In Murder on the Nile, the World Trade Center and Global Terror, J. Bowyer Bell takes us back to the cradle of Islamic discontent, showing how Islamic terror arose along the banks of the Nile a century ago amidst the grievances of an Egypt held in bondage by foreign imperialists and local despots. Two generations of clerics, sheiks and imams, became obsessed with the luminous appeal of the absolute. And the most zealous of these lethal idealists found in righteous murder -- a holy war -- a proper means to shape an ideal Islamic society free from the contaminating influence of Westernization. Believing that they possess the absolute truth, they were willing to deploy terror to bring this truth to pass. They murdered British soldiers and local politicians, eventually tried to murder Nasser and murdered Sadat. Bell shows how this movement which originated in Egypt spread to the rest of the Islamic world which also became converted to the notion of redemption through jihad. Egyptian exiles, dispossessed Palestinians, Afghan Arabs created an underground world filled with dreams of violence, freedom, and vengeance as a way of returning to the paradise of an imagined past. By the end of the century, these zealots had filled their ranks with idealists and bigots, hijackers and holy men, charismatic leaders and men on the street. In describing this genealogy of terror, Bell shows how what began almost one hundred years ago along the Nile gradually became a global conspiracy found not only along the Nile but ultimately along the Hudson as well. After reading Murder on the Nile we understand that the righteous terrorists whose movement began a century ago in Egypt are the voice of the past, powerful and evocative, but not necessarily the sound of the future if we force ourselves to understand and cope with their world and worldview.

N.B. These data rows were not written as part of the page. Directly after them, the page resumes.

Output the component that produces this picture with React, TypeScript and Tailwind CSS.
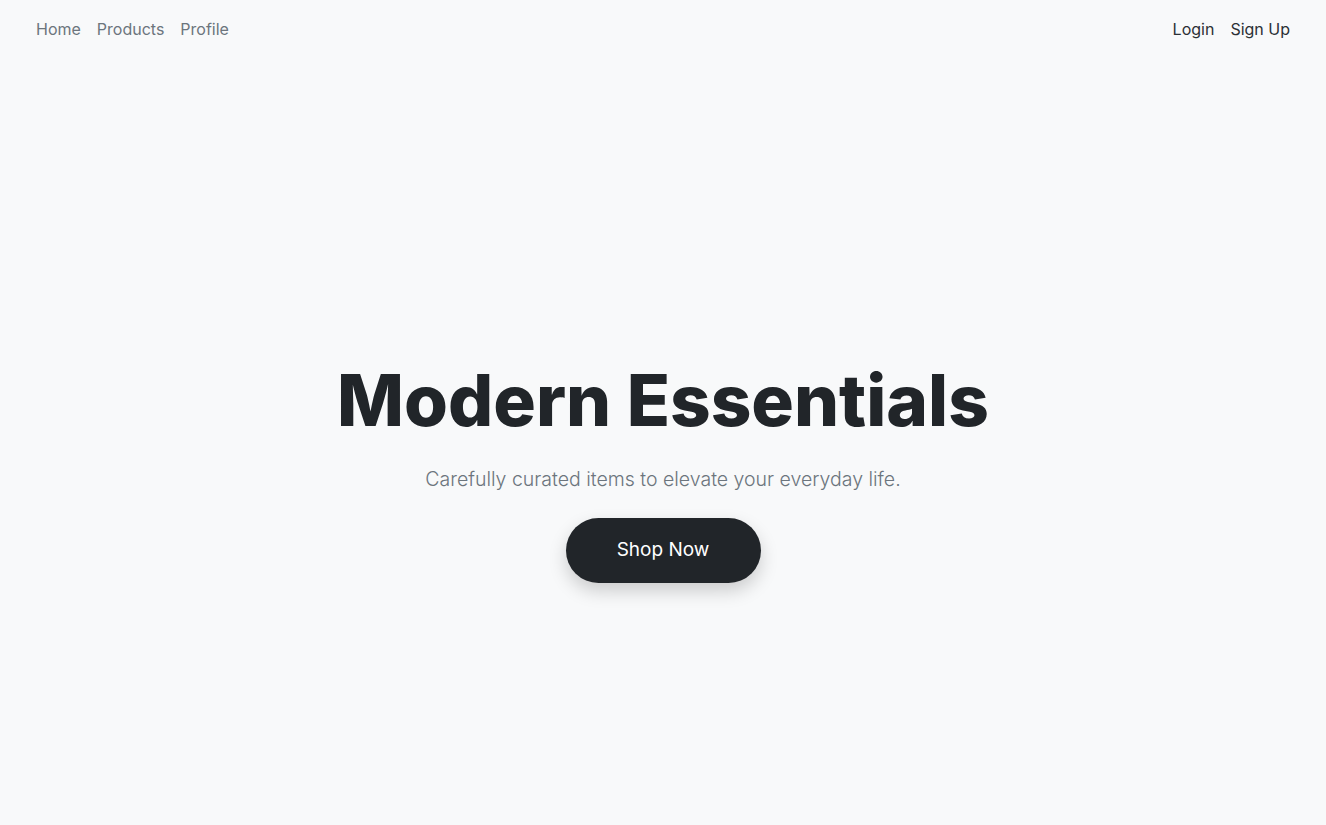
const App = () => {
  return (
    <div
      className="min-h-screen flex flex-col bg-[#f8f9fa]"
      style={{ fontFamily: 'Inter, "Noto Sans", sans-serif' }}
    >
      {/* Top nav */}
      <nav className="flex items-center justify-between px-9 h-[57px] text-base">
        <ul className="flex items-center gap-4 text-[#6c757d]">
          <li>Home</li>
          <li>Products</li>
          <li>Profile</li>
        </ul>
        <ul className="flex items-center gap-4 text-[#2b3035]">
          <li>Login</li>
          <li>Sign Up</li>
        </ul>
      </nav>

      {/* Hero */}
      <main className="flex-1 flex flex-col items-center justify-center pt-[66px]">
        <h1 className="text-[71px] leading-none font-extrabold text-[#212529]">
          Modern Essentials
        </h1>
        <p className="mt-[29px] text-[19.5px] leading-[28px] font-light text-[#6c757d]">
          Carefully curated items to elevate your everyday life.
        </p>
        <button className="mt-[25px] w-[195px] h-[65px] rounded-full bg-[#212529] text-white text-[19px] shadow-[0_8px_18px_rgba(0,0,0,0.18)]">
          Shop Now
        </button>
      </main>
    </div>
  );
};

export default App;
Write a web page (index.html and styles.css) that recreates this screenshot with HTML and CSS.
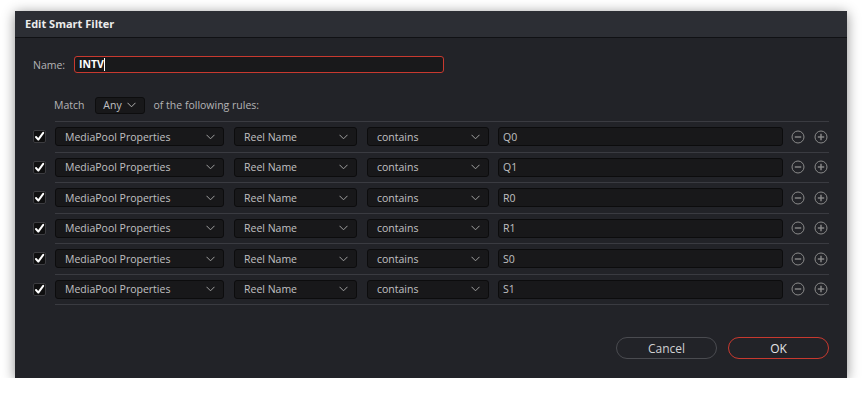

Bell was a social scientist who stumbled into the study of terrorism early by being in accidently place early in the latest cycle of the Irish Troubles. He has studied, in his phrase, "talked up", one man's freedom fighter or another man's terrorist from the members of the Irgun to the Provos, including a few junkets to Beruit during the Israeli occupation. He saw the cross-fertilization of techniques as each of these groups studied the other. As fate would have it he was writing of the original Trade Center bombing when the airliners hit the wall. The one slim volume ties the latest wave of Middle Eastern terrorism together in a taut narrative. (I say latest because the West has been taking casualties in these conflicts since the 60's) His narrative of John O'Neill, fittingly the person Clarke dedicated his book to and a 9/11 casualty, is the worm's eye view on how a ragtag band of Arab exiles living in mud huts in the dying embers of the Cold War sucker-punched the Cray-driven intelligence apparatus of the West. Sadly, this work was Bell's last. He is missed.
the beginnings of Islamoterror
Published by Thriftbooks.com User , 22 years ago
Here's a book that shows where all this terrorism began. It was in Egypt, not Palestine or Lebanon or any of the other hotspots you might expect. Trying to get rid of the Brits, the Egypstians pioneered "righteous murder"--assasination with a theological justification. The author shows that it was different from any of the terror yet practiced by anarchists in Russia and elsewhere, and what developed from it was different from anything practiced later by groups like the IRA and the Red Brigades. There is a scary portrait here of Sheikh Abdel Rahman, who brought Islamist terror to the U.S. in 1993 with the first bombing (these guys were obsessed with the symbolism) of the World Trade Center. This book is must reading for anyone who wants to know how jihadi terror began and where it might go.